Location: Marsing, Idaho, United States
CARE-ousel Therapeutic Riding is a nonprofit equine-assisted activities program located two miles south of Marsing, Idaho, in Owyhee County.
The center was founded by Kim Cercle-Kent, a hippotherapist originally from Modesto, California, who also operates a sister program there. After moving to Marsing with her husband, Cercle-Kent established CARE-ousel to fill a clear gap in equine-assisted services in rural southwestern Idaho.
The program’s mission is to enrich and enhance the lives of children and adults with special needs through equine-related activities, serving a wide range of physical, emotional, cognitive, and behavioral challenges in a rural ranch setting.
About This Program
CARE-ousel operates from a deeply personal and community-rooted foundation. Kim Cercle-Kent built the program with family support — her late father, Dr. Richard Cercle, was a longtime supporter of the program, and her late husband Hartzell Kent was described as an avid supporter of its riders. A scholarship in Dr. Cercle’s name has been established for riders who need financial assistance to participate.
The center’s approach centers on the transformative power of the relationship between horse and rider. Program staff and families have described participants making breakthroughs they were told would never happen — children with nonverbal autism learning to communicate, riders with muscular dystrophy gaining upper and lower body strength, and individuals finding confidence and connection that had eluded them in other settings. The program’s community feel is consistently noted by families, who describe the experience as being welcomed into a family rather than enrolled in a service.

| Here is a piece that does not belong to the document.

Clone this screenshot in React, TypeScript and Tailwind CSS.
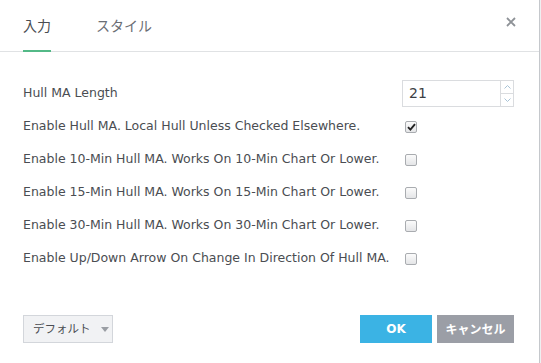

Activities include therapeutic and recreational riding, grooming and tacking instruction, groundwork, and summer and day camps. Programs are available for children and adults across a broad diagnostic spectrum, including participants with Alzheimer’s and dementia, terminal illness, PTSD, and trauma histories — reflecting an unusually wide scope of service for a program of this scale.
Services Offered
- Therapeutic and recreational horseback riding
- Grooming and tacking instruction
- Groundwork
- Summer and day camps
- Scholarship program for riders with financial need (Dr. Richard Cercle Memorial Scholarship)
Who They Serve
CARE-ousel Therapeutic Riding may be a good fit for:
- Children and adults with special needs
- Individuals with ADD or other hyperactivity disorders
- Individuals with Alzheimer’s or dementia
- At-risk youth
- Individuals with autism spectrum disorder
- Individuals with cerebral palsy
- Individuals with developmental delays or disabilities
- Individuals with Down syndrome
- Individuals with emotional, behavioral, or mental health challenges
- Individuals with epilepsy or seizure disorders
- Individuals with genetic conditions or disorders
- Individuals with head trauma or brain injury
- Individuals with intellectual disabilities
- Individuals with learning disabilities
- Individuals with multiple sclerosis
- Individuals with muscular dystrophy
- Individuals with PTSD
- Individuals with spina bifida
- Individuals facing terminal illness
- Individuals who have experienced violence, abuse, or trauma
- Families in Owyhee County and the greater Boise-Nampa region of southwestern Idaho
Facility and Setting
CARE-ousel is located at 8803 Idaho State Highway 78 in Marsing, Idaho, approximately two miles south of town in Owyhee County. The ranch setting on the Idaho high desert provides a quiet, rural environment for riders and their families. The center is accessible from the Boise-Nampa metropolitan area and serves the broader southwestern Idaho region.
- Marsing, Idaho location (Owyhee County, southwestern Idaho)
- 8803 ID-78, Marsing, ID
- Rural ranch setting, 2 miles south of Marsing
- Nonprofit organization
What Makes Them Unique
CARE-ousel serves one of the more geographically isolated rural communities among therapeutic riding centers in Idaho. Owyhee County is a vast, sparsely populated high desert county, and the presence of a therapeutic riding program there reflects Kim Cercle-Kent’s personal commitment to bringing equine-assisted services to a region that would otherwise lack them entirely.
The program’s breadth of populations served is also notable — including Alzheimer’s and dementia patients, individuals with terminal illness, and trauma survivors alongside the more typical pediatric and developmental disability populations. That scope reflects a philosophy of radical inclusion: that horses can offer something meaningful to virtually anyone who is suffering or struggling, regardless of diagnosis or age.
For families in Owyhee County and the Marsing area of southwestern Idaho, CARE-ousel is the defining local resource for equine-assisted services.